Choose some $\delta \in (0,1)$, such that $F$ is convex at every point $y \in (\delta,1)$, where by convexity at a point $y$, I mean that that for any $x_1,x_2>0, \alpha \in [0,1]$ satisfying $\alpha x_1 + (1- \alpha)x_2 =y$, we have $$ F(y)=F\left(\alpha x_1 + (1- \alpha)x_2 \right) \leq \alpha F(x_1) + (1-\alpha)F(x_2). \tag{1} $$

Such a $\delta$ always exists.

Question: Let $X$ be a probability space and let $g:X \to (0,\infty)$ be measurable. Suppose that $\int_X g < \delta$. Is it true that $\int_X F \circ g \ge F(\delta)$?

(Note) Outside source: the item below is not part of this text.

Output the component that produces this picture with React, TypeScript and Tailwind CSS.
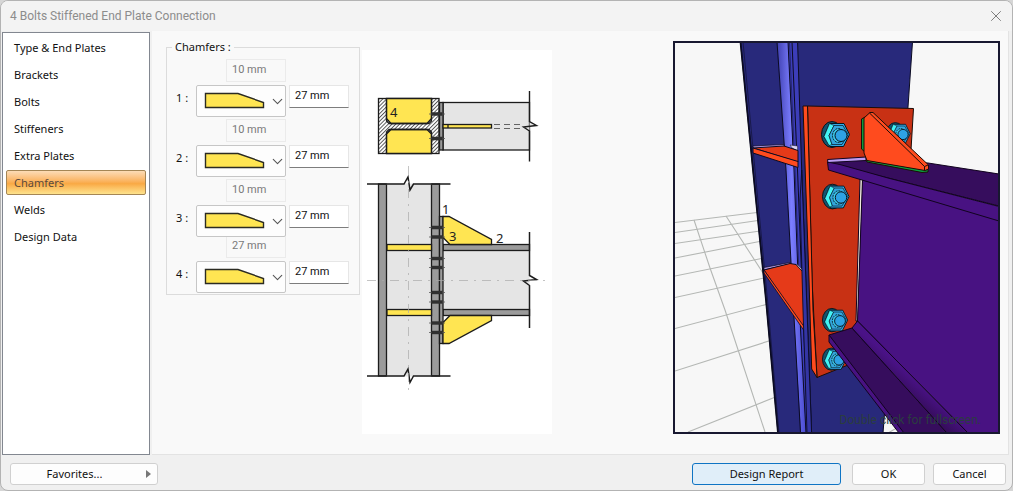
import { ReactNode } from "react";
import { ChevronDown, X } from "lucide-react";

type ChamferRow = {
  id: number;
  top: string;
  side: string;
};

const pages = ["Type & End Plates", "Brackets", "Bolts", "Stiffeners", "Extra Plates", "Chamfers", "Welds", "Design Data"];

const chamfers: ChamferRow[] = [
  { id: 1, top: "10 mm", side: "27 mm" },
  { id: 2, top: "10 mm", side: "27 mm" },
  { id: 3, top: "10 mm", side: "27 mm" },
  { id: 4, top: "27 mm", side: "27 mm" },
];

function TitleBar() {
  return (
    <header className="flex h-[30px] shrink-0 items-center justify-between bg-[#f3f3f3] pr-[7px] pl-[9px]">
      <h1 className="font-['Roboto',sans-serif] text-[12px] leading-4 text-[#8c8c8c]">4 Bolts Stiffened End Plate Connection</h1>
      <button type="button" aria-label="Close" className="text-[#7a7a7a]">
        <X size={18} strokeWidth={1.3} />
      </button>
    </header>
  );
}

function Sidebar() {
  return (
    <nav className="flex w-[148px] shrink-0 flex-col gap-[2px] border border-[#828790] bg-white px-[3px] pt-[2px]">
      {pages.map((page) =>
        page === "Chamfers" ? (
          <button
            key={page}
            type="button"
            aria-current="page"
            className="h-[25px] rounded-[2px] border border-[#a58655] bg-linear-to-b from-[#fcdcb6] via-[#f9a944] via-55% to-[#fde38c] px-[7px] text-left text-[#5b4a3c]"
          >
            {page}
          </button>
        ) : (
          <button key={page} type="button" className="h-[25px] border border-transparent px-[7px] text-left">
            {page}
          </button>
        ),
      )}
    </nav>
  );
}

function ChamferFields({ row }: { row: ChamferRow }) {
  return (
    <div className="grid grid-cols-[23px_90px_60px] gap-[3px] last:-mt-1">
      <input
        aria-label={`Chamfer ${row.id} height`}
        className="col-start-2 h-[23px] w-[60px] justify-self-end border border-[#ebebeb] bg-[#f9f9f9] px-[5px] pb-[3px] font-['Roboto',sans-serif] text-[#7a7a7a]"
        defaultValue={row.top}
        disabled
      />
      <label htmlFor={`side-${row.id}`} className="col-start-1 self-center pb-[6px] pl-[6px] whitespace-nowrap">
        {row.id} :
      </label>
      <div className="relative h-[32px]">
        <select
          aria-label={`Chamfer ${row.id} shape`}
          className="relative h-full w-full appearance-none rounded-[2px] border border-[#c6c6c6] bg-[#fdfdfd] text-transparent"
        >
          <option value="bevel" />
        </select>
        <svg className="pointer-events-none absolute top-[7px] left-[8px]" width="62" height="17" viewBox="0 0 62 17">
          <path d="M1.5 1.5H34L59.5 10.5V15.5H1.5Z" fill="#ffe552" stroke="#2b2b22" strokeWidth="1.4" />
        </svg>
        <ChevronDown className="pointer-events-none absolute top-[8px] right-0 text-[#555]" size={17} strokeWidth={1.5} />
      </div>
      <input
        id={`side-${row.id}`}
        className="h-[23px] w-[60px] border border-[#e6e6e6] border-b-[#7d7d7d] bg-white px-[5px] pb-[3px] font-['Roboto',sans-serif]"
        defaultValue={row.side}
      />
    </div>
  );
}

// Dark bolt stubs passing through the flange and the end plate
function BoltStub({ y }: { y: number }) {
  return (
    <g>
      <path d={`M429 ${y}H445`} stroke="#555" strokeWidth="0.8" />
      <path d={`M431.5 ${y}H442.5`} stroke="#303030" strokeWidth="3.4" />
    </g>
  );
}

function SectionDiagram() {
  return (
    <svg className="h-[384px] w-[190px] shrink-0 bg-white" viewBox="362 50 190 384" aria-label="Chamfer positions">
      <defs>
        <pattern id="hatch" width="2.7" height="2.7" patternUnits="userSpaceOnUse" patternTransform="rotate(45)">
          <rect width="2.7" height="2.7" fill="#fff" />
          <path d="M0.5 0V2.7" stroke="#333" strokeWidth="0.8" />
        </pattern>
      </defs>

      {/* plan */}
      <g stroke="#1c1c1c" strokeWidth="1.3">
        <rect x="443" y="102.5" width="86.5" height="47.5" fill="#e5e5e5" />
        <rect x="378.500" y="98.5" width="60.5" height="55" fill="url(#hatch)" />
        <path d="M386.5 98.5H431.5V118.5L427 123.5H391L386.5 118.5Z" fill="#ffe552" />
        <path d="M386.5 153.5H431.5V134L427 129.5H391L386.5 134Z" fill="#ffe552" />
        <path d="M386.5 98.5V121L389 123.5H429L431.5 121V98.500M386.5 153.5V132L389 129.5H429L431.5 132V153.5" fill="none" />
        <rect x="439.5" y="102.5" width="3.5" height="47.5" fill="#999" />
        <rect x="443" y="124.5" width="48.5" height="3.5" fill="#ffe552" />
        <path d="M448 124.5V128" />
      </g>
      <path d="M494 124.5H524M494 128.500H524" stroke="#555" strokeWidth="0.9" strokeDasharray="6 4" />
      <path d="M529.5 91V121.5L536.5 125.5L523.5 127L529.5 131V161.5" fill="#e5e5e5" stroke="#1c1c1c" strokeWidth="1.4" />
      <BoltStub y={114} />
      <BoltStub y={138.5} />

      {/* elevation */}
      <g stroke="#1c1c1c" strokeWidth="1.3">
        <rect x="386.5" y="184" width="45" height="192" fill="#e5e5e5" stroke="none" />
        <rect x="378.5" y="184" width="8" height="192" fill="#9b9b9b" />
        <rect x="431.5" y="184" width="8" height="192" fill="#9b9b9b" />
        <rect x="387" y="244.5" width="44.5" height="6" fill="#ffe552" />
        <rect x="387" y="309.5" width="44.5" height="6" fill="#ffe552" />
        <path d="M443 250.5H529.5V309.5H443Z" fill="#e5e5e5" stroke="none" />
        <rect x="443" y="244.5" width="86.5" height="6" fill="#9b9b9b" />
        <rect x="443" y="309.5" width="86.5" height="6" fill="#9b9b9b" />
        <rect x="439.5" y="216.5" width="3.5" height="127" fill="#9b9b9b" />
        <path d="M443 216.5H449L491.5 239.5V244.5H450L443 237.5Z" fill="#ffe552" />
        <path d="M443 343.5H449L491.5 320.5V315.5H450L443 322.5Z" fill="#ffe552" />
      </g>
      {[227.5, 237, 258.5, 267.5, 292.5, 302, 323, 332.5].map((y) => (
        <BoltStub key={y} y={y} />
      ))}
      <path d="M386.5 184H431.5M386.5 376H431.5" stroke="#e5e5e5" />
      <g fill="none" stroke="#1c1c1c" strokeWidth="1.5">
        <path d="M367 184H404L408 177L410 190L413.5 184H450.5" />
        <path d="M367 376H404L408 369L410 382.5L413.5 376H450.5" />
        <path d="M529.5 232V275.5L536.5 279.5L523.5 281L529.5 285.5V328" />
      </g>
      <path d="M408.5 166V394M367 280.5H547" stroke="#aaa" strokeWidth="0.7" strokeDasharray="9 6 2 6" fill="none" />

      <g fontSize="13" fill="#222">
        <text x="390" y="117">4</text>
        <text x="442" y="214">1</text>
        <text x="496" y="243">2</text>
        <text x="449" y="241">3</text>
      </g>
    </svg>
  );
}

function HexBolt({ x, y, scale = 1 }: { x: number; y: number; scale?: number }) {
  return (
    <g transform={`translate(${x} ${y}) scale(${scale})`} stroke="#06141c" strokeWidth="1" strokeLinejoin="round">
      <ellipse cx="-9" cy="-1" rx="10.5" ry="13" fill="#14536e" />
      <path d="M-17 1L-11.5 -12H3L8.5 -1L2.5 11H-11Z" fill="#31a9e8" />
      <path d="M-17 1L-11.5 -12L-7 -10L-12 0L-9 9L-12 10Z" fill="#43f3f5" strokeWidth="0.6" />
      <path d="M-7 -10H2L7 -1L1 9H-9L-12 0Z" fill="#33a6dd" strokeWidth="0.7" />
      <ellipse cx="-2.5" rx="6" ry="7" fill="#3bc6e8" strokeDasharray="2 1" />
      <circle r="6" fill="#2ea2e4" />
    </g>
  );
}

function ModelView() {
  return (
    <svg className="block h-[389px] w-[323px]" viewBox="675 43 323 389" aria-label="Connection model">
      <defs>
        <linearGradient id="columnFillet" x1="0" x2="1">
          <stop offset="0" stopColor="#3f40b0" />
          <stop offset="0.5" stopColor="#7b7dff" />
          <stop offset="1" stopColor="#4a4bcf" />
        </linearGradient>
        <linearGradient id="beamFillet" gradientUnits="userSpaceOnUse" x1="898" y1="388" x2="910" y2="374">
          <stop offset="0" stopColor="#360d5d" />
          <stop offset="1" stopColor="#4a1287" />
        </linearGradient>
      </defs>
      <rect x="675" y="43" width="323" height="389" fill="#f7f7f7" />

      {/* floor grid */}
      <g fill="none" stroke="#b4b7b4" strokeWidth="1.1">
        <path d="M675 222.500L757 212.500M675 232.500L758 220.500M675 243.500L760 231M675 258L762 241M675 276L764 258M675 297.500L766 277.500M675 328.500L768 304M675 371L772 340M688 432L778 396" />
        <path d="M694 220L710 268L725 310L765 432M726 216L763 273M883 436L900 426" />
      </g>

      {/* column */}
      <g stroke="#0b0b22" strokeWidth="1" strokeLinejoin="round">
        <path d="M740.5 42L912.500 42L908 107L883 433H778L766 300L753 170Z" fill="#28297b" />
        <path d="M740.5 42L753 170L766 300L778 433" fill="none" strokeWidth="1.8" />
        <path d="M743 42L755 170L767.5 300L779 433" fill="none" stroke="#15153f" strokeWidth="0.8" />
        <path d="M777 42L788 42L794 170L799 300L806 433H801L794 317L786 170Z" fill="url(#columnFillet)" stroke="none" />
        <path d="M788 42H797.6L801.7 170L807 310L811.6 433H806L799 300L794 170Z" fill="#3c3db9" />
        <path d="M777 42L786 170L794 317L800.5 433M792 42L797.5 170L803 310L808 433" fill="none" />
        <path d="M789.5 42L795 170L800 300" fill="none" stroke="#25266f" />
        <path d="M753 146L784 144.5V147L753 149Z" fill="#b49be6" strokeWidth="0.7" />
        <path d="M790 145L797.6 146V151L792 148Z" fill="#d9d2f2" strokeWidth="0.5" />
        <path d="M753 148L784 146L798 150.5V162Z" fill="#e53a19" />
        <path d="M753 148L798 161.5V167.5L753 153Z" fill="#ff4b1e" />
        <path d="M764 267.5L790 262.5V264L764 270Z" fill="#b49be6" strokeWidth="0.7" />
        <path d="M797 264L803 270V273L797 266Z" fill="#eee6fa" strokeWidth="0.5" />
        <path d="M764 270L790 263.5L796 264.5L803 272L805 330Z" fill="#e53a19" />
        <path d="M764 270L805 328V332L764 273Z" fill="#ff4b1e" strokeWidth="0.8" />
        <path d="M801.7 170L807 310L811.6 433L807 433L803 310L800 200Z" fill="#3435a4" strokeWidth="0.9" />
      </g>

      {/* end plate */}
      <g stroke="#1b0d08" strokeWidth="1" strokeLinejoin="round">
        <path d="M807.5 106L913.5 108.5L911 150L861 180L857 321L848 365L817 377.5L812 280Z" fill="#c83114" />
        <path d="M803 106H807.5L813 310L817 377.5L811.7 369L809 280Z" fill="#ff4b1e" />
      </g>
      <HexBolt x={841} y={135.5} />
      <HexBolt x={841} y={197.5} scale={0.95} />
      <HexBolt x={840} y={321} scale={0.9} />
      <HexBolt x={839} y={360} scale={0.85} />
      <HexBolt x={903} y={134.5} scale={0.85} />

      {/* beam */}
      <g stroke="#12041f" strokeWidth="1" strokeLinejoin="round">
        <path d="M860 179H863L858 321H856Z" fill="#efe9dd" />
        <path d="M862.5 179L999 220V433H968L857.5 321Z" fill="#481282" />
        <path d="M827.5 162L866 160L928 163L999 174V206L888 178L840 166Z" fill="#360d5d" />
        <path d="M827.5 162L840 164.5L888 178L999 206.5V221L828.5 170Z" fill="#481282" />
        <path d="M827.5 159.5L866 157V160.5L828 162.5Z" fill="#bd9cf2" />
        <path d="M829 335L852 328L947 433H902Z" fill="#360d5d" />
        <path d="M852 328L857.5 321L968 433H947Z" fill="url(#beamFillet)" />
        <path d="M829 335L904 433H899L829 342Z" fill="#481282" />
      </g>

      {/* bracket rib */}
      <g stroke="#1b0d08" strokeWidth="1" strokeLinejoin="round">
        <path d="M861.5 119L865 117V152L861.5 149Z" fill="#0c9a3c" />
        <path d="M866 160L926 170L928 169V172L922 172.5L867 162Z" fill="#0ca03f" />
        <path d="M864 118L870 112.5H873L928.5 165V169L925 170.5L867 160.5L864 153Z" fill="#ff4b1e" />
        <path d="M869.5 113L924.5 166.5L924.5 170M924.5 166.5L928 165" fill="none" />
      </g>
    </svg>
  );
}

function FooterButton({ children }: { children: ReactNode }) {
  return (
    <button type="button" className="h-[22px] w-[73px] rounded-[3px] border border-[#d0d0d0] bg-[#fdfdfd]">
      {children}
    </button>
  );
}

export default function App() {
  return (
    <div className="bg-[#d6d6d6] font-['Noto_Sans',sans-serif] text-[11px] leading-4 text-[#111]">
      <div className="flex min-h-screen flex-col overflow-hidden rounded-lg border border-[#b3b3b3] bg-[#f0f0f0]">
        <TitleBar />
        <main className="flex flex-1 gap-[2px] pr-[3px] pl-px">
          <div className="flex pt-px">
            <Sidebar />
          </div>
          <section className="flex min-w-0 flex-1 items-start border-r border-b border-[#e3e3e3] bg-[#f9f9f9]">
            <fieldset className="mt-[8px] ml-[14px] w-[194px] shrink-0 border border-[#dcdcdc] px-[3px] pb-px">
              <legend className="ml-[2px] px-[3px]">Chamfers :</legend>
              <div className="flex flex-col gap-[2px] pt-[4px]">
                {chamfers.map((row) => (
                  <ChamferFields key={row.id} row={row} />
                ))}
              </div>
            </fieldset>
            <div className="mt-[19px] ml-[2px]">
              <SectionDiagram />
            </div>
            <div className="relative mt-[10px] mr-[8px] ml-auto border-2 border-[#181830]">
              <ModelView />
              <p className="absolute right-[17px] bottom-[4px] font-['Roboto',sans-serif] text-[12px] text-[#2b3d40]">
                Double click for fullscreen.
              </p>
            </div>
          </section>
        </main>
        <footer className="flex h-[35px] shrink-0 items-center gap-2 pt-[2px] pr-[6px] pl-[9px]">
          <button type="button" className="flex h-[22px] w-[148px] items-center rounded-[3px] border border-[#d0d0d0] bg-[#fdfdfd] pr-[6px]">
            <span className="flex-1 pr-[8px]">Favorites...</span>
            <svg width="5" height="8" viewBox="0 0 5 8">
              <path d="M0 0L5 4L0 8Z" fill="#777" />
            </svg>
          </button>
          <button type="button" className="mr-[3px] ml-auto h-[22px] w-[149px] rounded-[3px] border border-[#0f74c4] bg-[#e0eef9]">
            Design Report
          </button>
          <FooterButton>OK</FooterButton>
          <FooterButton>Cancel</FooterButton>
        </footer>
      </div>
    </div>
  );
}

If $F$ were convex at the point $\int_X g$, then by Jensen inequality, we would have $$ \int_X F \circ g \ge F(\int_X g) \ge F(\delta), $$

where in the last step, we have used the fact that $$ 0<\int_X g \le \delta<1 $$ together with the fact that $f$ is decreasing on $(0,1]$.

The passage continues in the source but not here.